GOAL
Show only lines that include "TypeScript".

SUPPLIED DATA
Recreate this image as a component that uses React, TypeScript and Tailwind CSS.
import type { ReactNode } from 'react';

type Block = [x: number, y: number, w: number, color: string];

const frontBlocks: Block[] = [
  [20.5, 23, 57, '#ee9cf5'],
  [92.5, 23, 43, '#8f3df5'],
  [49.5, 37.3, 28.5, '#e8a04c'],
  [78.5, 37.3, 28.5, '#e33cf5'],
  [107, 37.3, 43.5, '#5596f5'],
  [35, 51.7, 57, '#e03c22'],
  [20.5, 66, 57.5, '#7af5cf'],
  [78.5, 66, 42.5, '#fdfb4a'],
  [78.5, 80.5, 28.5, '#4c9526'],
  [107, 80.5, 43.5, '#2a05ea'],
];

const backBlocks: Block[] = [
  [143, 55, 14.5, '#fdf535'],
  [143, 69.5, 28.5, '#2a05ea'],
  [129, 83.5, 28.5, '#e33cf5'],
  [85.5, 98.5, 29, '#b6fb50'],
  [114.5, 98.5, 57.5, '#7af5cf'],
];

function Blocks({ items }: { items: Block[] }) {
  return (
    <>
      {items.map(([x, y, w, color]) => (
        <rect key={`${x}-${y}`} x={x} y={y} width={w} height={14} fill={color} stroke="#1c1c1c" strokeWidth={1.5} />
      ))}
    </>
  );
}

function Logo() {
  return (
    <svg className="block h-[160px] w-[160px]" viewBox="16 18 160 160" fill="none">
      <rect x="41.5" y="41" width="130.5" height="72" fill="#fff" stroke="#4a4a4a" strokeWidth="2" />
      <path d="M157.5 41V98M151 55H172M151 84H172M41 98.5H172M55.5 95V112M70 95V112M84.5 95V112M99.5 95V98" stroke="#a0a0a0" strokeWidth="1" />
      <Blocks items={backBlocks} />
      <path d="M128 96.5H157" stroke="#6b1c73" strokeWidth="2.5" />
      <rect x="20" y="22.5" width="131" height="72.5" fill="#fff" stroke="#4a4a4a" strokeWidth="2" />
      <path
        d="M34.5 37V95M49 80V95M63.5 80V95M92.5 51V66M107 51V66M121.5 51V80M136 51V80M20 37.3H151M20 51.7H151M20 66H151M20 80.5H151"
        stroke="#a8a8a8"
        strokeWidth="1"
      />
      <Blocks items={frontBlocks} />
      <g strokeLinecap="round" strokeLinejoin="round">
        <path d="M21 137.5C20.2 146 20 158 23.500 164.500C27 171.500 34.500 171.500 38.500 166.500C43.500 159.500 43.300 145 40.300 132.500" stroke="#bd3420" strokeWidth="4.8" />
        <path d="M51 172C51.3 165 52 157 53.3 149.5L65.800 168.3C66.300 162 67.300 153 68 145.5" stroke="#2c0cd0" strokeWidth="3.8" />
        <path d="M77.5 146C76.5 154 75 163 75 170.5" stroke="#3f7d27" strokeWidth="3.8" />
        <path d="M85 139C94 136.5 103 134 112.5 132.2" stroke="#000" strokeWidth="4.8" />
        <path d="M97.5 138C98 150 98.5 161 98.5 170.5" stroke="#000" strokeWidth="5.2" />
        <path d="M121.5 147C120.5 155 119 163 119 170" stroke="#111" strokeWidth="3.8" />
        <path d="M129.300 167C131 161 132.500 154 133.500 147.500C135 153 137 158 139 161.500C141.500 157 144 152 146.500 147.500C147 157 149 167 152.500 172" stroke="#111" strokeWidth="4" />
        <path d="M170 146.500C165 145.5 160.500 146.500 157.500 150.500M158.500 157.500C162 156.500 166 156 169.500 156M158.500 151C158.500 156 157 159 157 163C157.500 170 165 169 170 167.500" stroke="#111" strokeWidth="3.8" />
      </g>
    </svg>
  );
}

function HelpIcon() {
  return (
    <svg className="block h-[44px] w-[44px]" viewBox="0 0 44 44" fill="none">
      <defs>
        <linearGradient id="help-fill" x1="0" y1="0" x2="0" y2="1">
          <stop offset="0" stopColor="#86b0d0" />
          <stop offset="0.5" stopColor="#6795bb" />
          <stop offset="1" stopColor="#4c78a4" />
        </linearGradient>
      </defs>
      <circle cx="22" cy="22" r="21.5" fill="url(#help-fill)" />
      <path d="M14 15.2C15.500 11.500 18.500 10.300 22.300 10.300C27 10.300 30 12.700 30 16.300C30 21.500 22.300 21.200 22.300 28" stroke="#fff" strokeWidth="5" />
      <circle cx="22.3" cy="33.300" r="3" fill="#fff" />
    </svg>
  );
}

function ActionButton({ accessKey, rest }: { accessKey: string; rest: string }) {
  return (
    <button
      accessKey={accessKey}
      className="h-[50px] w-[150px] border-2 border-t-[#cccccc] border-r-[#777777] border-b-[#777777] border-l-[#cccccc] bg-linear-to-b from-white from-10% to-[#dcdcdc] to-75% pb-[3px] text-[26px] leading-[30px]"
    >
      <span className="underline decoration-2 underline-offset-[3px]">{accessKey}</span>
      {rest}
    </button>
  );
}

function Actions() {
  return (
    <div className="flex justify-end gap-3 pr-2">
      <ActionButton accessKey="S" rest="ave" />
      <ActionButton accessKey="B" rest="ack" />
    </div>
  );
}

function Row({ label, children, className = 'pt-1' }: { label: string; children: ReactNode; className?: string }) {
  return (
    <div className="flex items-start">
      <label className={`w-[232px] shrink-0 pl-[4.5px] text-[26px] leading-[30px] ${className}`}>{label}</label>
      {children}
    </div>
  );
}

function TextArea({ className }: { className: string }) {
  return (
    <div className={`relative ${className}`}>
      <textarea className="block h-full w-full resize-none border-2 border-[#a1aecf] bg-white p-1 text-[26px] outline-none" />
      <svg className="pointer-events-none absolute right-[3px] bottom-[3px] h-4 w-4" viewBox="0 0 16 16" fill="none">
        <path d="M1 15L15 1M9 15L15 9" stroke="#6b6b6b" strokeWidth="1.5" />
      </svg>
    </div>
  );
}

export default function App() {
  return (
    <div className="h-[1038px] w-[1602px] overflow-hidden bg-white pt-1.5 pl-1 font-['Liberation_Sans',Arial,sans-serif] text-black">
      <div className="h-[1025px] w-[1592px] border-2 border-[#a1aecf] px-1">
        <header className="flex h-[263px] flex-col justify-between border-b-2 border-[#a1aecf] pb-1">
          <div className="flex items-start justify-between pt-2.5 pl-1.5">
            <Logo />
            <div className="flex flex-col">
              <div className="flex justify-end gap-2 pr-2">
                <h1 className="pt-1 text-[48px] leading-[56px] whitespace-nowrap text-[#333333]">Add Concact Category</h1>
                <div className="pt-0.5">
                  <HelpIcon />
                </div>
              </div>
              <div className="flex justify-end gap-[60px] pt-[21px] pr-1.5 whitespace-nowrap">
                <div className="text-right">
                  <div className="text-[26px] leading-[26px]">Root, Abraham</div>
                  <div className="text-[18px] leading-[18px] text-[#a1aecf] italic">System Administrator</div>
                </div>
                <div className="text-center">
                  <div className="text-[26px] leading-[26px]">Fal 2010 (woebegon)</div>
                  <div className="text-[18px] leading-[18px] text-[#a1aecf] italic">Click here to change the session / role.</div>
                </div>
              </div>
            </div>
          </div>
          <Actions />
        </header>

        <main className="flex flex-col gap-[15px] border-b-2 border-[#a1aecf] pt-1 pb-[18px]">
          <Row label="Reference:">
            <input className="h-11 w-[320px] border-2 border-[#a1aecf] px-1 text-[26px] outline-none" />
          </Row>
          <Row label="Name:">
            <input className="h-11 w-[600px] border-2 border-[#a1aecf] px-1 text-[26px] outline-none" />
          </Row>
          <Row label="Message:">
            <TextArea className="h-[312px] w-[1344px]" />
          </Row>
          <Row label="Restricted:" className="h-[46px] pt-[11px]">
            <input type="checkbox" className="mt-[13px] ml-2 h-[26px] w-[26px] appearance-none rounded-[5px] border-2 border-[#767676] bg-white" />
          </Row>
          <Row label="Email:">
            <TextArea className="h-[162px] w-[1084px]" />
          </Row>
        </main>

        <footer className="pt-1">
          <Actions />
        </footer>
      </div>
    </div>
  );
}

--

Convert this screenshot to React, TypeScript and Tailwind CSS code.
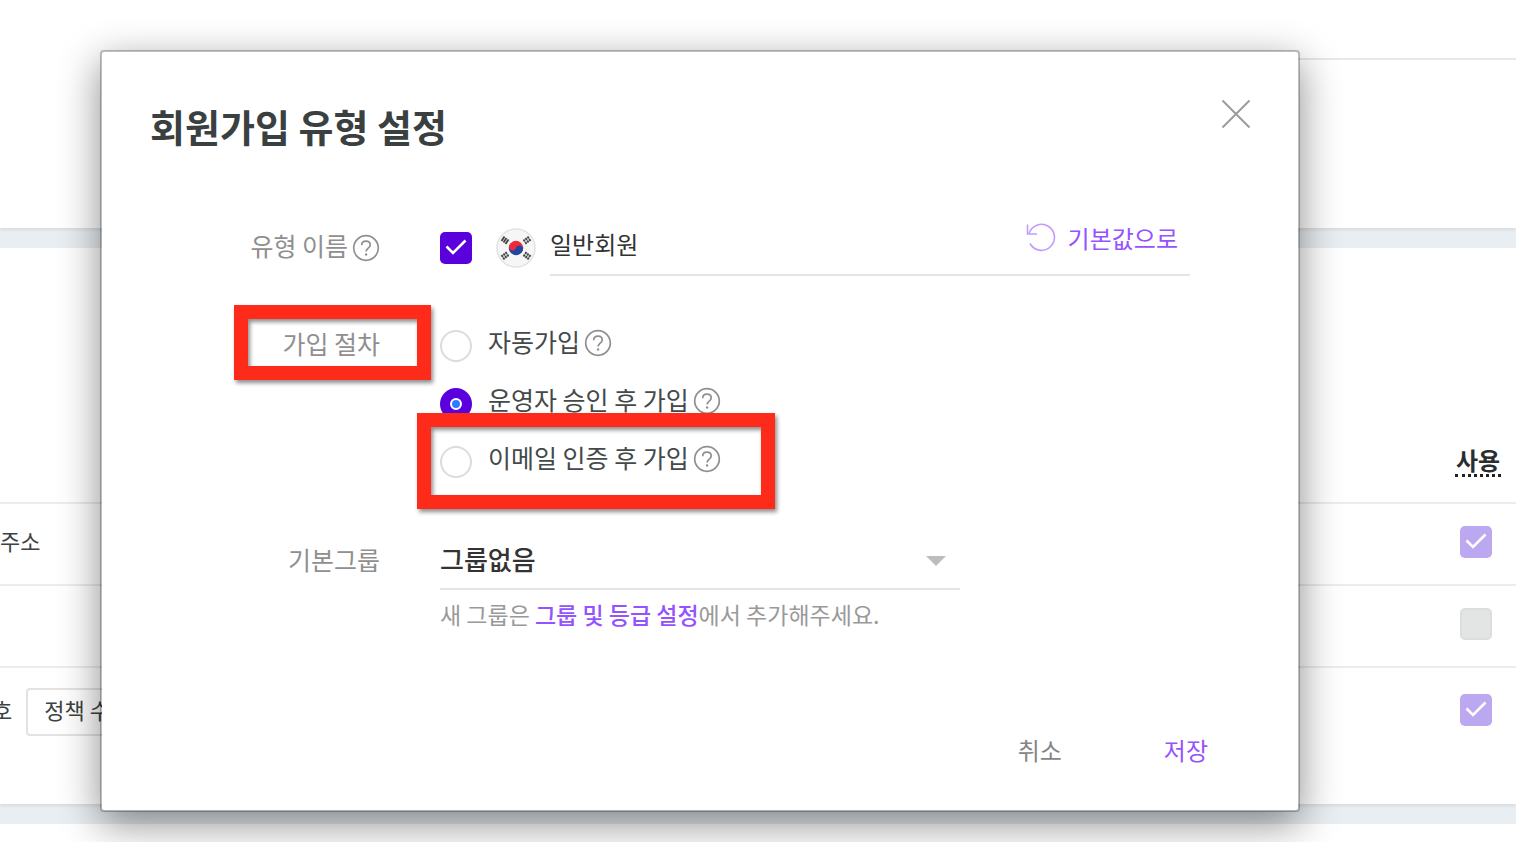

EXERCISE RESULT
Recreate this image as a component that uses React, TypeScript and Tailwind CSS.
Convert this screenshot to React, TypeScript and Tailwind CSS code.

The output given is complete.